Politisi, pemerintahan, dan negaranya tidaklah netral. Negara pada akhirnya milik kelas kapitalis. Dalam kata-kata Marx, “Badan eksekutif negara modern hanyalah merupakan sebuah komite untuk mengatur urusan-urusan bersama dari seluruh borjuasi”
Begitu pula dengan para bankir. Mereka memberikan pinjaman kepada perusahaan-perusahaan perusak lingkungan. Menurut Dataset Forests & Finance, bank dan investor mengucurkan kredit sebesar $ 37,7 miliar kepada perusahaan perusak lingkungan selama 2026-2021. Perusahaan-perusahaan besar dunia ini mengeksploitasi planet atas nama profit, mulai dari hutan Amazon hingga pencemaran air di Papua yang tentunya mempertajam konflik dengan masyarakat adat.
Apa kesimpulan dari laporan Oxfam ini? Mereka berkesimpulan bahwa pemerintah perlu menaikkan pajak bagi orang kaya, memperketat peraturan mengenai industri dan investasi, serta memberikan transparansi yang lebih besar melalui pelaporan emisi berbasis pendapatan.
Oxfam mempermasalahkan bahwa jumlah emisi dari orang terkaya mengungkapkan ketimpangan pendapatan. Jadi, menurut mereka, bila pemerintah menerapkan pajak bagi orang terkaya maka ini dapat mendistribusikan kekayaan dan pada akhirnya mengurangi emisi serta membendung bencana iklim.
Tapi masalahnya adalah kapitalisme itu sendiri. Kapitalisme menempatkan profit di atas segalanya. Bahan bakar fosil masih menjadi pilihan murah dan menguntungkan daripada berinvestasi pada bahan bakar yang ramah lingkungan. Walaupun sudah ada transisi ke energi hijau, tetapi transisi ini terlalu lambat untuk bisa menghentikan laju perubahan iklim. Mekanisme pasar kapitalis terlalu anarkis dan tidak efisien untuk bisa membawa perubahan fundamental dalam industri energi.

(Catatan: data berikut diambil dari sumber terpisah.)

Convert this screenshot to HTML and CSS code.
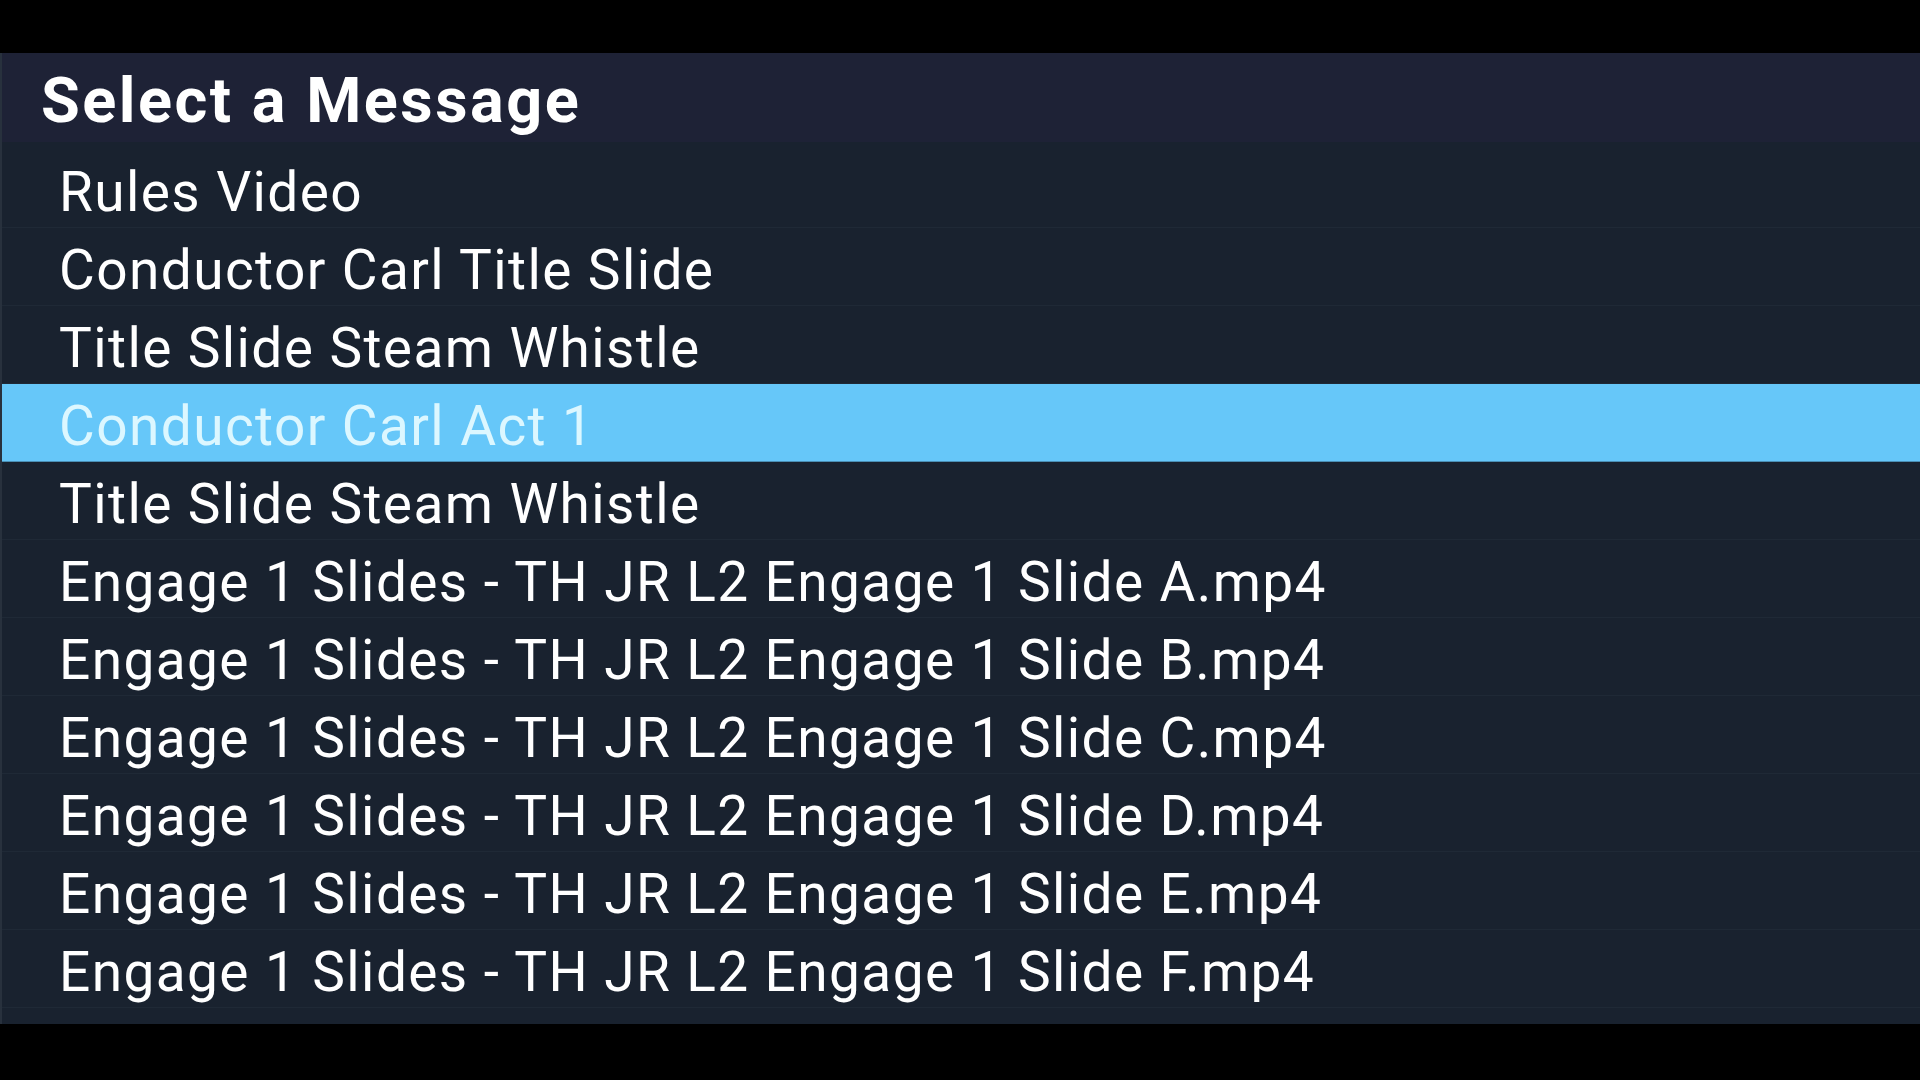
FILE: index.html
```html
<!DOCTYPE html>
<html lang="en">
<head>
    <meta charset="UTF-8">
    <meta name="viewport" content="width=device-width, initial-scale=1.0">
    <title>Select a Message</title>
    <link rel="stylesheet" href="styles.css">
</head>
<body>
    <div class="dialog">
        <div class="dialog-title">Select a Message</div>
        <div class="message-list">
            <div class="message-item">Rules Video</div>
            <div class="message-item">Conductor Carl Title Slide</div>
            <div class="message-item">Title Slide Steam Whistle</div>
            <div class="message-item selected">Conductor Carl Act 1</div>
            <div class="message-item">Title Slide Steam Whistle</div>
            <div class="message-item">Engage 1 Slides - TH JR L2 Engage 1 Slide A.mp4</div>
            <div class="message-item">Engage 1 Slides - TH JR L2 Engage 1 Slide B.mp4</div>
            <div class="message-item">Engage 1 Slides - TH JR L2 Engage 1 Slide C.mp4</div>
            <div class="message-item">Engage 1 Slides - TH JR L2 Engage 1 Slide D.mp4</div>
            <div class="message-item">Engage 1 Slides - TH JR L2 Engage 1 Slide E.mp4</div>
            <div class="message-item">Engage 1 Slides - TH JR L2 Engage 1 Slide F.mp4</div>
        </div>
    </div>
</body>
</html>
```

FILE: styles.css
```css
body {
    margin: 0;
    background-color: #000;
    font-family: Roboto, "Liberation Sans", sans-serif;
    height: 100vh;
    overflow: hidden;
}
.dialog {
    display: flex;
    flex-direction: column;
    margin-top: 53px;
    height: 971px;
    background-color: #19222f;
    border-left: 2px solid #28313d;
}
.dialog-title {
    height: 89px;
    display: flex;
    align-items: center;
    padding-left: 39px;
    padding-top: 6px;
    box-sizing: border-box;
    background-color: #1e2236;
    color: #fff;
    font-size: 63px;
    font-weight: bold;
    letter-spacing: 2.5px;
}
.message-list {
    display: flex;
    flex-direction: column;
    padding-top: 8px;
}
.message-item {
    display: flex;
    align-items: center;
    padding-left: 57px;
    padding-top: 6px;
    box-sizing: border-box;
    height: 78px;
    border-bottom: 1px solid #1f2936;
    color: #fff;
    font-size: 55px;
    letter-spacing: 1.4px;
}
.message-item.selected {
    background-color: #66c7f9;
    color: #dcf7ff;
    border-bottom-color: #4a8fb5;
}
```
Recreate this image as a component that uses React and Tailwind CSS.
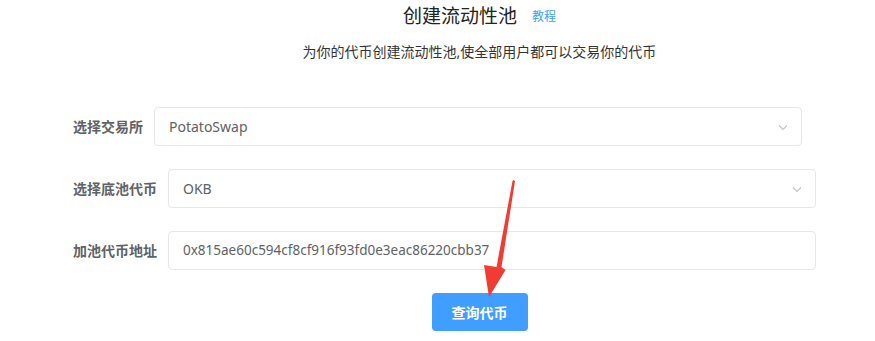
import React from "react";

const font = { fontFamily: '"Noto Sans", "Noto Sans CJK SC", sans-serif' };

function Chevron() {
  return (
    <svg width="14" height="14" viewBox="0 0 14 14" className="shrink-0">
      <path d="M3 5.5 L7 9.5 L11 5.5" fill="none" stroke="#c0c4cc" strokeWidth="1.1" />
    </svg>
  );
}

function Row({ label, value, select, small }) {
  return (
    <div className="flex items-center">
      <div className="pr-[11px] text-[14px] font-bold text-[#606266] whitespace-nowrap">{label}</div>
      <div className="w-[648px] h-[39px] border border-[#e4e7ed] rounded-[4px] bg-white flex items-center justify-between pl-[14px] pr-[11px]">
        <span className={small ? "text-[13.5px] text-[#606266]" : "text-[14px] text-[#606266]"}>{value}</span>
        {select && <Chevron />}
      </div>
    </div>
  );
}

export default function App() {
  return (
    <div className="relative w-[875px] h-[341px] bg-white overflow-hidden" style={font}>
      <div className="pl-[84px] flex flex-col items-center">
        <div className="flex items-center h-[33px]">
          <span className="text-[19px] text-[#222] leading-none">创建流动性池</span>
          <span className="ml-[15px] mt-[1px] text-[12px] text-[#409eff] leading-none whitespace-nowrap">教程</span>
        </div>
        <div className="mt-[12px] text-[14px] text-[#333] leading-none">为你的代币创建流动性池,使全部用户都可以交易你的代币</div>
      </div>
      <div className="pl-[73px] mt-[48px] flex flex-col gap-[23px]">
        <Row label="选择交易所" value="PotatoSwap" select />
        <Row label="选择底池代币" value="OKB" select />
        <Row label="加池代币地址" value="0x815ae60c594cf8cf916f93fd0e3eac86220cbb37" small />
      </div>
      <div className="pl-[84px] mt-[23px] flex justify-center">
        <button className="w-[96px] h-[38px] rounded-[4px] bg-[#409eff] text-white text-[14px] font-bold">查询代币</button>
      </div>
      <svg className="absolute inset-0 pointer-events-none" width="875" height="341">
        <polygon
          points="513.5,180 515,181 501.5,267 505.5,270 489,297 484,265 496.5,267 512.5,181"
          fill="#f23c33"
        />
      </svg>
    </div>
  );
}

Untuk memastikan agar pertumbuhan ekonomi di negeri-negeri berkembang ada di jalur hijau, dibutuhkan investasi 2,8 triliun dolar setiap tahunnya untuk membiayai proyek-proyek hijau tersebut. Setidaknya 1 triliun investasi ini harus datang dari negeri-negeri maju karena negeri berkembang tidak memiliki sumber daya yang memadai. Tetapi pada pertemuan “climate finance” di Paris pada Juni kemarin, negeri-negeri kaya hanya memberikan janji investasi sebesar 100 miliar dolar, yakni hanya secuil dari yang dibutuhkan. Masyarakat kita sesungguhnya memiliki sumber daya yang lebih dari cukup untuk melawan perubahan iklim, tetapi ini ada di tangan kapitalis yang jelas enggan membuka dompet mereka. Memohon pada mereka adalah usaha yang sia-sia.

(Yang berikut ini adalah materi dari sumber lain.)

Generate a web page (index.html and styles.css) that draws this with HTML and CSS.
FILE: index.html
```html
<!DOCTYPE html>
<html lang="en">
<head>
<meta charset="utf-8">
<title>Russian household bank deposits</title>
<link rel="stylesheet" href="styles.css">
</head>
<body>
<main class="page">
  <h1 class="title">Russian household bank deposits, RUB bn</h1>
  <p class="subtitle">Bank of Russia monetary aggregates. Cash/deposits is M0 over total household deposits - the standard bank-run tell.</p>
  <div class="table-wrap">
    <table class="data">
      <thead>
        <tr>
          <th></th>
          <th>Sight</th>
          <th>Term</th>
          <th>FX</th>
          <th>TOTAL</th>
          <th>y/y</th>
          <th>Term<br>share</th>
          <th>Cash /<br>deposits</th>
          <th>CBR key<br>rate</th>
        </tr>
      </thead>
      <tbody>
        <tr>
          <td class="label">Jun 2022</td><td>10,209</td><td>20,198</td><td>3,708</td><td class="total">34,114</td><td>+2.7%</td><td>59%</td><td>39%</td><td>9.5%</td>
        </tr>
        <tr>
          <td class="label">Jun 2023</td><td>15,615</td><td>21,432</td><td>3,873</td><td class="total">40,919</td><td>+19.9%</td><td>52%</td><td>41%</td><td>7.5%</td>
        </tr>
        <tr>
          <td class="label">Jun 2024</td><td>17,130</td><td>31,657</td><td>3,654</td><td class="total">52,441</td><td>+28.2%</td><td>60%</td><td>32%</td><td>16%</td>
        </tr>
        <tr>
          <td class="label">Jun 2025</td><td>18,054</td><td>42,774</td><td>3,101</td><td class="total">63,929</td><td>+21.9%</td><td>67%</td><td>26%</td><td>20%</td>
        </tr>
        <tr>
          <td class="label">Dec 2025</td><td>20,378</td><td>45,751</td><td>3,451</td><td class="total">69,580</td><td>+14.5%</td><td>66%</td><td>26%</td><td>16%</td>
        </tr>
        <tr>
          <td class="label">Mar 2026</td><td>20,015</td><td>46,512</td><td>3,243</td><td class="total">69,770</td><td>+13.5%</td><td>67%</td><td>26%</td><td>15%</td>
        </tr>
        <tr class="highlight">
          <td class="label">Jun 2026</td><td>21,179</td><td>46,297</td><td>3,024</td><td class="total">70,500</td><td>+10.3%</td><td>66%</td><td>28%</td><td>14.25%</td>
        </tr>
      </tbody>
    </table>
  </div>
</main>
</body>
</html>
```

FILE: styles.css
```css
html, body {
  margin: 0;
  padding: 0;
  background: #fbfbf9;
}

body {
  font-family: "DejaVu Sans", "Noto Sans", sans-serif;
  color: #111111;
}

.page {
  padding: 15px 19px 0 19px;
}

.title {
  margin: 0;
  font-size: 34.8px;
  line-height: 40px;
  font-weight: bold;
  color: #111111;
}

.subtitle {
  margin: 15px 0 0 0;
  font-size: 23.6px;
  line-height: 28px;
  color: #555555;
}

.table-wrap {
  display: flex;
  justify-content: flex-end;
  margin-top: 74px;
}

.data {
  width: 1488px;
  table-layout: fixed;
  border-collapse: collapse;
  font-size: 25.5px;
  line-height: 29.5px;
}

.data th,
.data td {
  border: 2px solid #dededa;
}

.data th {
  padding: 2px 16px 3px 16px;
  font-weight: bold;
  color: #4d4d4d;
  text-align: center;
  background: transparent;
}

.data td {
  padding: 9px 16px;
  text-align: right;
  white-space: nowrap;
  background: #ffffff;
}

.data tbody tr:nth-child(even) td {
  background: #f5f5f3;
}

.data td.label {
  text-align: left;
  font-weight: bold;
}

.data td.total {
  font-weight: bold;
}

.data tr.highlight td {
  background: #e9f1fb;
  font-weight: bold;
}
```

Sekarang, bumi sedang dan akan dihancurkan oleh kapitalisme. Alih fungsi lahan dan penggunaan bahan bakar fosil mengakibatkan kekeringan, gagal panen dan peningkatan cuaca ekstrem. Mustahil menyelesaikan masalah iklim dalam batas-batas kapitalisme. Semua politisi, pemerintahan dan negara jelas tidak dapat diandalkan dalam menyelesaikan masalah ini karena mereka adalah mesin administrasi kapitalisme.

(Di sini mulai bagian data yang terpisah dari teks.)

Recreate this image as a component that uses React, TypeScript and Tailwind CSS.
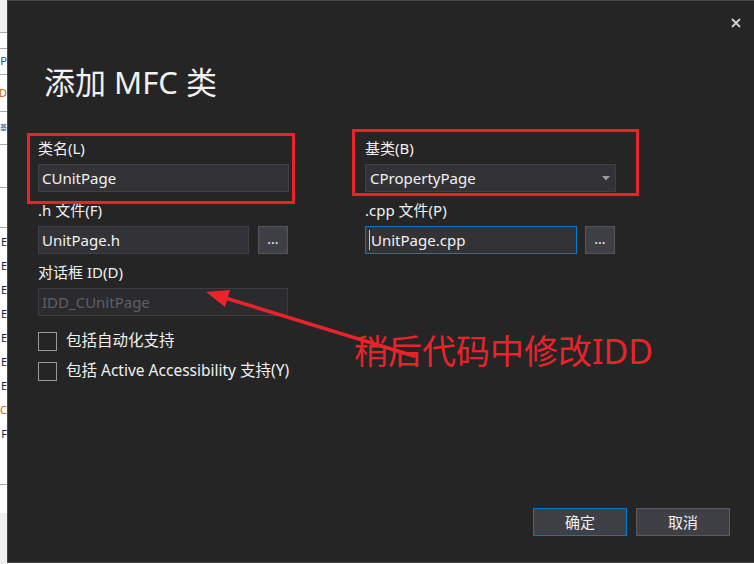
import React from "react";

const font = "font-['Noto_Sans','Noto_Sans_CJK_SC',sans-serif]";

function StripRow({ h, text, color, bg, line }: { h: number; text?: string; color?: string; bg?: string; line?: boolean }) {
  return (
    <div
      className={`flex items-center justify-end overflow-hidden whitespace-nowrap text-[11px] ${line ? "border-b border-[#a8a8a8]" : ""}`}
      style={{ height: h, backgroundColor: bg ?? "#ffffff", color: color ?? "#1b1b1b" }}
    >
      {text && <span className={text === "基" ? "text-[7px]" : ""}>{text}</span>}
    </div>
  );
}

function Field({ label, children }: { label: string; children: React.ReactNode }) {
  return (
    <div className="flex flex-col gap-[6px]">
      <div className="h-5 text-[15px] leading-5 text-[#f1f1f1]">{label}</div>
      {children}
    </div>
  );
}

function TextBox({ value, width, focused, disabled }: { value: string; width: string; focused?: boolean; disabled?: boolean }) {
  return (
    <div
      className={`flex h-7 items-center border pl-[3px] text-[15px] ${width} ${
        focused
          ? "border-[#007acc] bg-[#333337] text-[#f1f1f1]"
          : disabled
          ? "border-[#3c3c40] bg-[#2b2b2e] text-[#5f5f63]"
          : "border-[#3f3f46] bg-[#333337] text-[#f1f1f1]"
      }`}
    >
      {focused && <span className="mr-px h-5 w-px bg-[#c8c8c8]" />}
      {value}
    </div>
  );
}

function Browse() {
  return (
    <div className="flex h-7 w-[30px] items-center justify-center border border-[#55555c] bg-[#3f3f46] pb-1 text-[14px] text-[#f1f1f1]">
      ...
    </div>
  );
}

function Check({ label }: { label: string }) {
  return (
    <div className="flex h-5 items-center gap-[9px]">
      <div className="h-[19px] w-[19px] border border-[#999999]" />
      <span className="text-[15.5px] text-[#f1f1f1]">{label}</span>
    </div>
  );
}

export default function App() {
  return (
    <div className={`relative flex h-[564px] w-[754px] overflow-hidden bg-white ${font}`}>
      {/* background window peeking out on the left */}
      <div className="flex w-[7px] flex-col">
        <StripRow h={33} bg="#f0f0f0" line />
        <StripRow h={16} line />
        <StripRow h={26} text="P" color="#1f4e9c" line />
        <StripRow h={37} text="D" color="#c8641a" line />
        <StripRow h={33} text="基" color="#1f4e9c" line />
        <StripRow h={43} line />
        <StripRow h={40} line />
        <div className="flex h-[218px] flex-col pt-[2px]">
          {["E", "E", "E", "E", "E", "E", "E", "C", "F"].map((t, i) => (
            <StripRow key={i} h={24} text={t} color={t === "C" ? "#c8641a" : "#15224d"} />
          ))}
        </div>
        <StripRow h={39} line />
        <StripRow h={28} />
        <div className="flex-1 bg-[#f0f0f0]" />
      </div>

      {/* dialog */}
      <div className="flex h-[563px] flex-1 flex-col border border-r-0 border-[#46464b] bg-[#252526]">
        <div className="flex h-[44px] items-center justify-end pr-[13px]">
          <svg width="10" height="10" viewBox="0 0 10 10">
            <path d="M1 1 L9 9 M9 1 L1 9" stroke="#d0d0d0" strokeWidth="1.8" />
          </svg>
        </div>
        <h1 className="mt-[17px] pl-[36px] text-[31px] leading-[40px] font-normal text-[#f1f1f1]">添加 MFC 类</h1>

        <div className="mt-[36px] grid grid-cols-[250px_250px] gap-x-[77px] gap-y-[8px] pl-[30px]">
          <Field label="类名(L)">
            <TextBox value="CUnitPage" width="w-[251px]" />
          </Field>
          <Field label="基类(B)">
            <div className="flex h-7 w-[251px] items-center justify-between border border-[#3f3f46] bg-[#333337] pl-[4px] pr-[5px] text-[15px] text-[#f1f1f1]">
              CPropertyPage
              <svg width="8" height="5" viewBox="0 0 8 5">
                <path d="M0 0 H8 L4 4.5 Z" fill="#9a9a9a" />
              </svg>
            </div>
          </Field>
          <Field label=".h 文件(F)">
            <div className="flex gap-[9px]">
              <TextBox value="UnitPage.h" width="w-[211px]" />
              <Browse />
            </div>
          </Field>
          <Field label=".cpp 文件(P)">
            <div className="flex gap-[8px]">
              <TextBox value="UnitPage.cpp" width="w-[212px]" focused />
              <Browse />
            </div>
          </Field>
          <Field label="对话框 ID(D)">
            <TextBox value="IDD_CUnitPage" width="w-[250px]" disabled />
          </Field>
        </div>

        <div className="mt-[15px] flex flex-col gap-[10px] pl-[30px]">
          <Check label="包括自动化支持" />
          <Check label="包括 Active Accessibility 支持(Y)" />
        </div>

        <div className="mt-auto flex justify-end gap-[9px] pb-[26px] pr-[24px]">
          <button className="h-7 w-[94px] border border-[#007acc] bg-[#3f3f46] text-[15px] text-[#f1f1f1]">确定</button>
          <button className="h-7 w-[94px] border border-[#5a5a60] bg-[#3f3f46] text-[15px] text-[#f1f1f1]">取消</button>
        </div>
      </div>

      {/* red annotations drawn over the screenshot */}
      <div className="pointer-events-none absolute left-[27px] top-[133px] h-[71px] w-[268px] border-[3px] border-[#e8232a]" />
      <div className="pointer-events-none absolute left-[352px] top-[129px] h-[67px] w-[287px] border-[3px] border-[#e8232a]" />
      <svg className="pointer-events-none absolute left-0 top-0" width="754" height="564">
        <line x1="414" y1="356" x2="222" y2="297" stroke="#e8232a" strokeWidth="3.5" strokeLinecap="round" />
        <path d="M206 292 L230 290 L225 307 Z" fill="#e8232a" />
      </svg>
      <div className="pointer-events-none absolute left-[354px] top-[330px] whitespace-nowrap text-[34px] leading-[42px] text-[#e8232a]">
        稍后代码中修改IDD
      </div>
    </div>
  );
}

Oleh karena itu kita tidak mungkin dapat memiliki kapitalisme yang hijau. Mencapai nol emisi jelas membutuhkan perubahan radikal dan berani. Itu hanya bisa dilakukan dengan menggulingkan kapitalisme dan menggantinya dengan ekonomi terencana sosialis. Di bawah sistem sosial yang berbeda, teknologi yang ada dapat digunakan secara rasional demi kebutuhan umat manusia, bukan untuk meraih keuntungan segelintir kapitalis. Seluruh sumber daya dunia dapat dikelola secara rasional, di mana semua bangsa akan bekerja sama untuk sungguh-sungguh melawan perubahan iklim. Hanya ekonomi terencana sosialis yang dapat mewujudkan peralihan radikal besar-besaran ke arah bumi sehat. Tanpanya yang ada hanya kehancuran bumi dan kiamat!